BEGIN The data

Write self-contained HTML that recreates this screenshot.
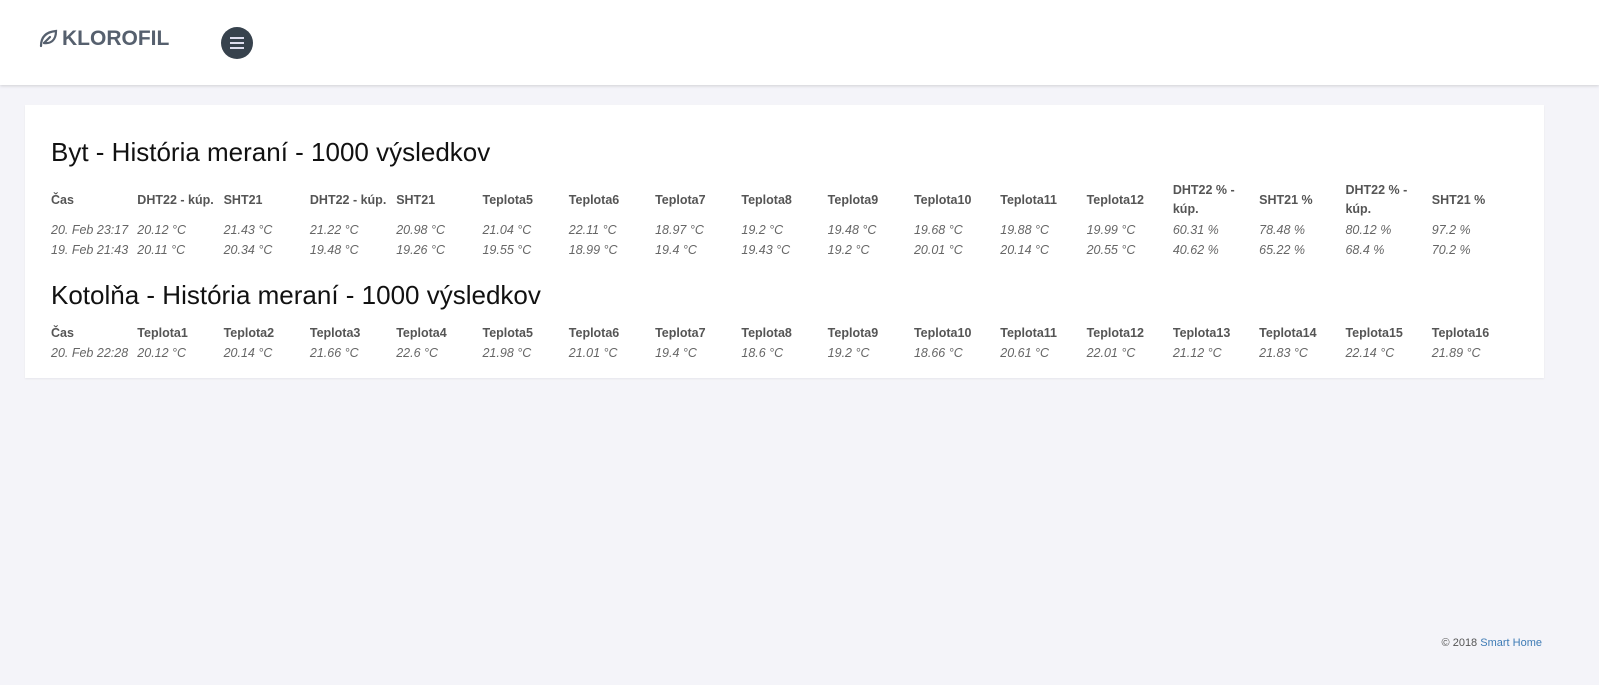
<!DOCTYPE html>
<html><head><meta charset="utf-8"><style>
*{margin:0;padding:0;box-sizing:border-box}
body{width:1599px;height:685px;background:#f4f4f9;font-family:"Liberation Sans",sans-serif;position:relative;overflow:hidden}
.nav{position:absolute;left:0;top:0;width:1599px;height:85px;background:#fff;box-shadow:0 1px 3px rgba(0,0,0,.15)}
.logo{position:absolute;left:38px;top:27px;font-weight:bold;font-size:21px;color:#56606e;letter-spacing:0}
.logo svg{vertical-align:-3px;margin-right:4px}
.burger{position:absolute;left:221px;top:27px;width:32px;height:32px;border-radius:50%;background:#37424d}
.burger i{position:absolute;left:9px;width:14px;height:1.5px;background:#dde}
.card{position:absolute;left:25px;top:105px;width:1519px;height:273px;background:#fff;box-shadow:0 1px 2px rgba(0,0,0,.06)}
h2{position:absolute;left:26px;font-weight:normal;font-size:26px;color:#111;white-space:nowrap}
table{position:absolute;left:26px;border-collapse:collapse;table-layout:fixed;width:1467px}
td,th{width:86.3px;text-align:left;font-size:12.5px;color:#666;padding:0;white-space:nowrap;overflow:visible}
th{font-weight:bold;color:#555;vertical-align:middle}
th.w{white-space:normal;line-height:19px}
td{font-style:italic;height:20px}
.foot{position:absolute;right:57px;top:637px;font-size:11px;color:#555}
.foot span{color:#3e7bb5}
</style></head><body>
<div class="nav">
<div class="logo"><svg width="20" height="20" viewBox="0 0 20 20" fill="none" stroke="#56606e" stroke-width="2.2" stroke-linecap="round"><path d="M3 18 C3 10 7 4 18 3 C18 12 13 16 6 15"/><path d="M6 15 L12 9"/></svg>KLOROFIL</div>
<div class="burger"><i style="top:10px"></i><i style="top:15px"></i><i style="top:20px"></i></div>
</div>
<div class="card">
<h2 style="top:32px">Byt - História meraní - 1000 výsledkov</h2>
<table style="top:75px">
<tr style="height:40px"><th>Čas</th><th>DHT22 - kúp.</th><th>SHT21</th><th>DHT22 - kúp.</th><th>SHT21</th><th>Teplota5</th><th>Teplota6</th><th>Teplota7</th><th>Teplota8</th><th>Teplota9</th><th>Teplota10</th><th>Teplota11</th><th>Teplota12</th><th class="w">DHT22 % - kúp.</th><th>SHT21 %</th><th class="w">DHT22 % - kúp.</th><th>SHT21 %</th></tr>
<tr><td>20. Feb 23:17</td><td>20.12 °C</td><td>21.43 °C</td><td>21.22 °C</td><td>20.98 °C</td><td>21.04 °C</td><td>22.11 °C</td><td>18.97 °C</td><td>19.2 °C</td><td>19.48 °C</td><td>19.68 °C</td><td>19.88 °C</td><td>19.99 °C</td><td>60.31 %</td><td>78.48 %</td><td>80.12 %</td><td>97.2 %</td></tr>
<tr><td>19. Feb 21:43</td><td>20.11 °C</td><td>20.34 °C</td><td>19.48 °C</td><td>19.26 °C</td><td>19.55 °C</td><td>18.99 °C</td><td>19.4 °C</td><td>19.43 °C</td><td>19.2 °C</td><td>20.01 °C</td><td>20.14 °C</td><td>20.55 °C</td><td>40.62 %</td><td>65.22 %</td><td>68.4 %</td><td>70.2 %</td></tr>
</table>
<h2 style="top:175px">Kotolňa - História meraní - 1000 výsledkov</h2>
<table style="top:218px">
<tr style="height:20px"><th>Čas</th><th>Teplota1</th><th>Teplota2</th><th>Teplota3</th><th>Teplota4</th><th>Teplota5</th><th>Teplota6</th><th>Teplota7</th><th>Teplota8</th><th>Teplota9</th><th>Teplota10</th><th>Teplota11</th><th>Teplota12</th><th>Teplota13</th><th>Teplota14</th><th>Teplota15</th><th>Teplota16</th></tr>
<tr><td>20. Feb 22:28</td><td>20.12 °C</td><td>20.14 °C</td><td>21.66 °C</td><td>22.6 °C</td><td>21.98 °C</td><td>21.01 °C</td><td>19.4 °C</td><td>18.6 °C</td><td>19.2 °C</td><td>18.66 °C</td><td>20.61 °C</td><td>22.01 °C</td><td>21.12 °C</td><td>21.83 °C</td><td>22.14 °C</td><td>21.89 °C</td></tr>
</table>
</div>
<div class="foot">© 2018 <span>Smart Home</span></div>
</body></html>
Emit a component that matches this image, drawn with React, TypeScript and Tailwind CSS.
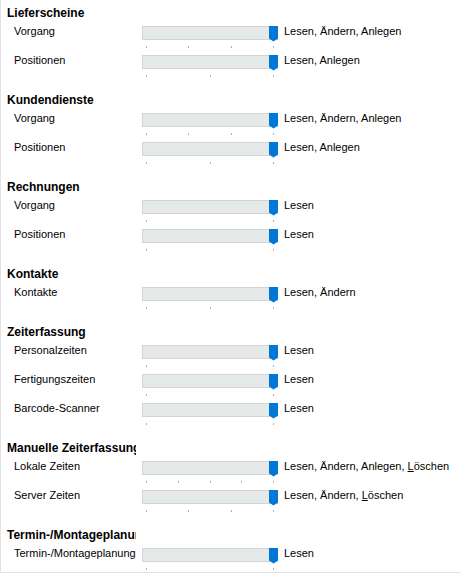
import React from "react";

type Row = { label: string; perms: React.ReactNode; levels: number };
type Section = { title: string; rows: Row[] };

const L = (
  <>
    <span className="underline underline-offset-[1px]">L</span>öschen
  </>
);

const sections: Section[] = [
  {
    title: "Lieferscheine",
    rows: [
      { label: "Vorgang", perms: "Lesen, Ändern, Anlegen", levels: 4 },
      { label: "Positionen", perms: "Lesen, Anlegen", levels: 3 },
    ],
  },
  {
    title: "Kundendienste",
    rows: [
      { label: "Vorgang", perms: "Lesen, Ändern, Anlegen", levels: 4 },
      { label: "Positionen", perms: "Lesen, Anlegen", levels: 3 },
    ],
  },
  {
    title: "Rechnungen",
    rows: [
      { label: "Vorgang", perms: "Lesen", levels: 2 },
      { label: "Positionen", perms: "Lesen", levels: 2 },
    ],
  },
  {
    title: "Kontakte",
    rows: [{ label: "Kontakte", perms: "Lesen, Ändern", levels: 3 }],
  },
  {
    title: "Zeiterfassung",
    rows: [
      { label: "Personalzeiten", perms: "Lesen", levels: 2 },
      { label: "Fertigungszeiten", perms: "Lesen", levels: 2 },
      { label: "Barcode-Scanner", perms: "Lesen", levels: 2 },
    ],
  },
  {
    title: "Manuelle Zeiterfassung",
    rows: [
      {
        label: "Lokale Zeiten",
        perms: <>Lesen, Ändern, Anlegen, {L}</>,
        levels: 5,
      },
      { label: "Server Zeiten", perms: <>Lesen, Ändern, {L}</>, levels: 4 },
    ],
  },
  {
    title: "Termin-/Montageplanung",
    rows: [{ label: "Termin-/Montageplanung", perms: "Lesen", levels: 2 }],
  },
];

function Slider({ levels }: { levels: number }) {
  return (
    <div className="relative w-[136px] pt-[2px]">
      <div className="h-[14px] w-[136px] border border-[#d3d3d3] bg-[#e6e9e9]" />
      <svg
        className="absolute left-[127px] top-[2px]"
        width="9"
        height="16"
        viewBox="0 0 9 16"
      >
        <path d="M0 0H9V12.5L4.5 15.5L0 12.5Z" fill="#0078d7" />
      </svg>
      <div className="mt-[6px] flex justify-between pl-[4px] pr-[4px]">
        {Array.from({ length: levels }).map((_, i) => (
          <div key={i} className="h-[2px] w-[1px] bg-[#b0b0b0]" />
        ))}
      </div>
    </div>
  );
}

export default function App() {
  return (
    <div
      className="h-[573px] w-[461px] overflow-hidden border-b border-l border-[#e2e2e2] bg-white pt-[6px] text-black"
      style={{ fontFamily: '"Liberation Sans", Arial, sans-serif' }}
    >
      {sections.map((s) => (
        <div key={s.title} className="mb-[11px]">
          <div className="mb-[4px] w-[135px] overflow-hidden whitespace-nowrap pl-[6px] text-[12px] font-bold leading-[14px]">
            {s.title}
          </div>
          {s.rows.map((r) => (
            <div key={r.label} className="flex h-[29px]">
              <div className="w-[141px] overflow-hidden whitespace-nowrap pl-[13px] text-[11px] leading-[14px]">
                {r.label}
              </div>
              <Slider levels={r.levels} />
              <div className="whitespace-nowrap pl-[6px] text-[11px] leading-[14px]">
                {r.perms}
              </div>
            </div>
          ))}
        </div>
      ))}
    </div>
  );
}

END The data

▶ **Prompt**: Restate each line of the records exactly; pictures do not belong in the copy.

▶ **Completed exercise**:
Write self-contained HTML that recreates this screenshot.
<!DOCTYPE html>
<html><head><meta charset="utf-8"><style>
*{margin:0;padding:0;box-sizing:border-box}
body{width:1599px;height:685px;background:#f4f4f9;font-family:"Liberation Sans",sans-serif;position:relative;overflow:hidden}
.nav{position:absolute;left:0;top:0;width:1599px;height:85px;background:#fff;box-shadow:0 1px 3px rgba(0,0,0,.15)}
.logo{position:absolute;left:38px;top:27px;font-weight:bold;font-size:21px;color:#56606e;letter-spacing:0}
.logo svg{vertical-align:-3px;margin-right:4px}
.burger{position:absolute;left:221px;top:27px;width:32px;height:32px;border-radius:50%;background:#37424d}
.burger i{position:absolute;left:9px;width:14px;height:1.5px;background:#dde}
.card{position:absolute;left:25px;top:105px;width:1519px;height:273px;background:#fff;box-shadow:0 1px 2px rgba(0,0,0,.06)}
h2{position:absolute;left:26px;font-weight:normal;font-size:26px;color:#111;white-space:nowrap}
table{position:absolute;left:26px;border-collapse:collapse;table-layout:fixed;width:1467px}
td,th{width:86.3px;text-align:left;font-size:12.5px;color:#666;padding:0;white-space:nowrap;overflow:visible}
th{font-weight:bold;color:#555;vertical-align:middle}
th.w{white-space:normal;line-height:19px}
td{font-style:italic;height:20px}
.foot{position:absolute;right:57px;top:637px;font-size:11px;color:#555}
.foot span{color:#3e7bb5}
</style></head><body>
<div class="nav">
<div class="logo"><svg width="20" height="20" viewBox="0 0 20 20" fill="none" stroke="#56606e" stroke-width="2.2" stroke-linecap="round"><path d="M3 18 C3 10 7 4 18 3 C18 12 13 16 6 15"/><path d="M6 15 L12 9"/></svg>KLOROFIL</div>
<div class="burger"><i style="top:10px"></i><i style="top:15px"></i><i style="top:20px"></i></div>
</div>
<div class="card">
<h2 style="top:32px">Byt - História meraní - 1000 výsledkov</h2>
<table style="top:75px">
<tr style="height:40px"><th>Čas</th><th>DHT22 - kúp.</th><th>SHT21</th><th>DHT22 - kúp.</th><th>SHT21</th><th>Teplota5</th><th>Teplota6</th><th>Teplota7</th><th>Teplota8</th><th>Teplota9</th><th>Teplota10</th><th>Teplota11</th><th>Teplota12</th><th class="w">DHT22 % - kúp.</th><th>SHT21 %</th><th class="w">DHT22 % - kúp.</th><th>SHT21 %</th></tr>
<tr><td>20. Feb 23:17</td><td>20.12 °C</td><td>21.43 °C</td><td>21.22 °C</td><td>20.98 °C</td><td>21.04 °C</td><td>22.11 °C</td><td>18.97 °C</td><td>19.2 °C</td><td>19.48 °C</td><td>19.68 °C</td><td>19.88 °C</td><td>19.99 °C</td><td>60.31 %</td><td>78.48 %</td><td>80.12 %</td><td>97.2 %</td></tr>
<tr><td>19. Feb 21:43</td><td>20.11 °C</td><td>20.34 °C</td><td>19.48 °C</td><td>19.26 °C</td><td>19.55 °C</td><td>18.99 °C</td><td>19.4 °C</td><td>19.43 °C</td><td>19.2 °C</td><td>20.01 °C</td><td>20.14 °C</td><td>20.55 °C</td><td>40.62 %</td><td>65.22 %</td><td>68.4 %</td><td>70.2 %</td></tr>
</table>
<h2 style="top:175px">Kotolňa - História meraní - 1000 výsledkov</h2>
<table style="top:218px">
<tr style="height:20px"><th>Čas</th><th>Teplota1</th><th>Teplota2</th><th>Teplota3</th><th>Teplota4</th><th>Teplota5</th><th>Teplota6</th><th>Teplota7</th><th>Teplota8</th><th>Teplota9</th><th>Teplota10</th><th>Teplota11</th><th>Teplota12</th><th>Teplota13</th><th>Teplota14</th><th>Teplota15</th><th>Teplota16</th></tr>
<tr><td>20. Feb 22:28</td><td>20.12 °C</td><td>20.14 °C</td><td>21.66 °C</td><td>22.6 °C</td><td>21.98 °C</td><td>21.01 °C</td><td>19.4 °C</td><td>18.6 °C</td><td>19.2 °C</td><td>18.66 °C</td><td>20.61 °C</td><td>22.01 °C</td><td>21.12 °C</td><td>21.83 °C</td><td>22.14 °C</td><td>21.89 °C</td></tr>
</table>
</div>
<div class="foot">© 2018 <span>Smart Home</span></div>
</body></html>
Emit a component that matches this image, drawn with React, TypeScript and Tailwind CSS.
import React from "react";

type Row = { label: string; perms: React.ReactNode; levels: number };
type Section = { title: string; rows: Row[] };

const L = (
  <>
    <span className="underline underline-offset-[1px]">L</span>öschen
  </>
);

const sections: Section[] = [
  {
    title: "Lieferscheine",
    rows: [
      { label: "Vorgang", perms: "Lesen, Ändern, Anlegen", levels: 4 },
      { label: "Positionen", perms: "Lesen, Anlegen", levels: 3 },
    ],
  },
  {
    title: "Kundendienste",
    rows: [
      { label: "Vorgang", perms: "Lesen, Ändern, Anlegen", levels: 4 },
      { label: "Positionen", perms: "Lesen, Anlegen", levels: 3 },
    ],
  },
  {
    title: "Rechnungen",
    rows: [
      { label: "Vorgang", perms: "Lesen", levels: 2 },
      { label: "Positionen", perms: "Lesen", levels: 2 },
    ],
  },
  {
    title: "Kontakte",
    rows: [{ label: "Kontakte", perms: "Lesen, Ändern", levels: 3 }],
  },
  {
    title: "Zeiterfassung",
    rows: [
      { label: "Personalzeiten", perms: "Lesen", levels: 2 },
      { label: "Fertigungszeiten", perms: "Lesen", levels: 2 },
      { label: "Barcode-Scanner", perms: "Lesen", levels: 2 },
    ],
  },
  {
    title: "Manuelle Zeiterfassung",
    rows: [
      {
        label: "Lokale Zeiten",
        perms: <>Lesen, Ändern, Anlegen, {L}</>,
        levels: 5,
      },
      { label: "Server Zeiten", perms: <>Lesen, Ändern, {L}</>, levels: 4 },
    ],
  },
  {
    title: "Termin-/Montageplanung",
    rows: [{ label: "Termin-/Montageplanung", perms: "Lesen", levels: 2 }],
  },
];

function Slider({ levels }: { levels: number }) {
  return (
    <div className="relative w-[136px] pt-[2px]">
      <div className="h-[14px] w-[136px] border border-[#d3d3d3] bg-[#e6e9e9]" />
      <svg
        className="absolute left-[127px] top-[2px]"
        width="9"
        height="16"
        viewBox="0 0 9 16"
      >
        <path d="M0 0H9V12.5L4.5 15.5L0 12.5Z" fill="#0078d7" />
      </svg>
      <div className="mt-[6px] flex justify-between pl-[4px] pr-[4px]">
        {Array.from({ length: levels }).map((_, i) => (
          <div key={i} className="h-[2px] w-[1px] bg-[#b0b0b0]" />
        ))}
      </div>
    </div>
  );
}

export default function App() {
  return (
    <div
      className="h-[573px] w-[461px] overflow-hidden border-b border-l border-[#e2e2e2] bg-white pt-[6px] text-black"
      style={{ fontFamily: '"Liberation Sans", Arial, sans-serif' }}
    >
      {sections.map((s) => (
        <div key={s.title} className="mb-[11px]">
          <div className="mb-[4px] w-[135px] overflow-hidden whitespace-nowrap pl-[6px] text-[12px] font-bold leading-[14px]">
            {s.title}
          </div>
          {s.rows.map((r) => (
            <div key={r.label} className="flex h-[29px]">
              <div className="w-[141px] overflow-hidden whitespace-nowrap pl-[13px] text-[11px] leading-[14px]">
                {r.label}
              </div>
              <Slider levels={r.levels} />
              <div className="whitespace-nowrap pl-[6px] text-[11px] leading-[14px]">
                {r.perms}
              </div>
            </div>
          ))}
        </div>
      ))}
    </div>
  );
}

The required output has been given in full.